Monday, May 15, 2006


Have you ever started watching a movie you rented and wondered why you ever rented it in the first place because it was so slow starting out that it didn't seem to be going anywhere? That is how I felt when I started watching Elizabethtown.

I work a lot on my PC, so it is convenient to watch DVDs on it. The sound is not as good as I get from my big surround sound system, but the picture is great. It rivals or surpasses HDTV and it makes the picture quality as if I am seeing it on a small theater screen. I have a pretty decent 21 in. flat screen monitor, and I can actually see the grain in the film. It's that good. But enough about the pros and cons of PC DVD watching.

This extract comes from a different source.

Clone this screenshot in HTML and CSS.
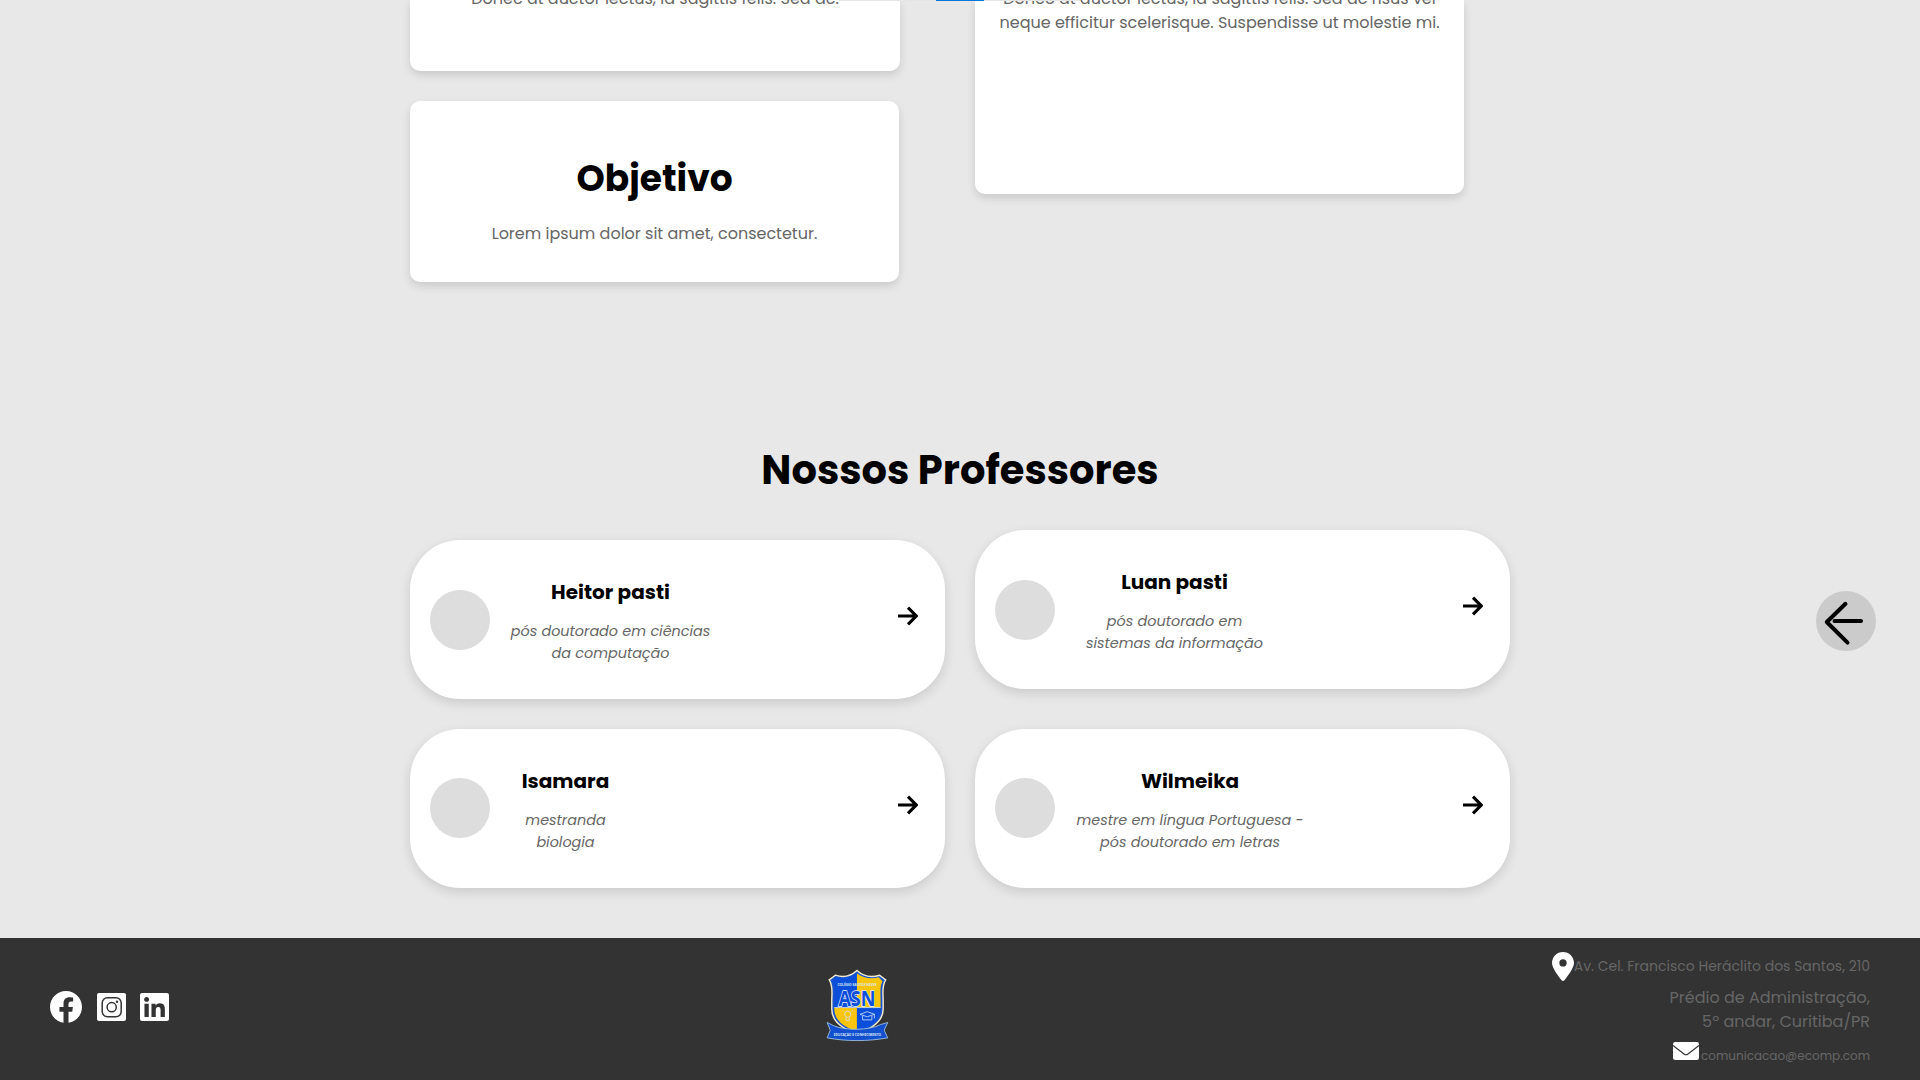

I'm just trying to illustrate how Elizabethtown ended up sitting in my PC for several days before I took the time to finish it which leads me to this article.

First of all, it is a Cameron Crowe film whose writing and directing credits include Fast Times at Ridgemont High, Jerry Maguire and Almost Famous: all films that are funny, quirky, and romantic, a combination that has always won me over.

The film starts off almost too strange, which is why I lost interest in it to begin with. Drew Baylor (Orlando Bloom) is a very odd character who is responsible for the sudden downfall of a one billion-dollar shoe company, which effectively leaves him jobless. If that weren't enough, he soon gets the news after that his father has just died and, as his mother (Susan Sarandon) and sister are too distraught to go, it leaves him with the task to travel from Oregon to Elizabethtown, Kentucky to handle the funeral arrangements.

On his flight to Louisville of which Elizabethtown is a suburb, Drew, while trying to get some sleep, is nagged by bored and gregarious flight attendant Claire Colburn, played by Kirsten Dunst (who starred as the love interest in the Spiderman movies).

Once in Elizabethtown, Drew, used to the cold world of corporate America, finds himself overwhelmed by the warm reception he receives from the friends and family of his deceased father all of whom treat him as one of their own, yet to him they seem complete strangers.

That night, once back in the relative solace of his hotel suite in Louisville, which he has slyly charged to his now defunct corporate credit card, he calls several old girlfriends with whom he is forced to leave voicemail messages. While willing his telephone for someone to call back, he finds a piece of paper that Claire has written her phone number down in case he got lost on the way from Louisville to Elizabethtown.

In an effort to talk to someone, he calls her and after she answers, what ensues is what I found to be the first truly funny moment of the movie, as, while he is trying to hold a conversation with Claire, everyone he has called calls him back as well as his nerve-wracked sister, and he is forced to juggle everyone on the phone.

Claire is the last one left on the line, and she and Drew end up talking into the wee hours of the morning when Claire suggests that they meet halfway between Louisville and Elizabethtown to watch the sunrise. There is an instant attraction, which begins to enfold as the big mystery in the movie. Will the two get together?

All the while that Drew is coming to terms with dealing with the people of Elizabethtown, who had adored his father, Claire keeps showing up at the most surprising of moments and giving Drew bits of inspiration to help him through the ordeal, but it is never clear where their relationship is going.

Along the line, she points out that everyone in their life needs to take a road trip, which Drew never has, and as Drew and Claire say goodbye in Elizabethtown, she gives him a clasped box in which she tells him is a map, which he is not to open until he gets into his car to leave.

Once inside, Drew opens the container, and finds that Claire has mapped out for him a mile-by-mile hour-by-hour road trip from Elizabethtown to Oregon complete with special CDs made by her for him to play along the trip.

What ensues his probably the most poignant part of the movie as Drew reunites with his father through fond memories. "We should have taken this trip long ago," he tells his father who sits beside him as ashes in an urn.

It is a coming-of-age time for Drew and the big question is does Drew ever see Claire again and that must be answered by seeing the movie. If you like quirkiness marked by humor and romance and don't mind sitting through a two-hour movie, then Elizabethtown is for you. But be forewarned: it takes time to get to know the characters, but the wait is well worth it.


Blogger Rosa said...

hmmm, sounds like I may like it...if I can sit that long.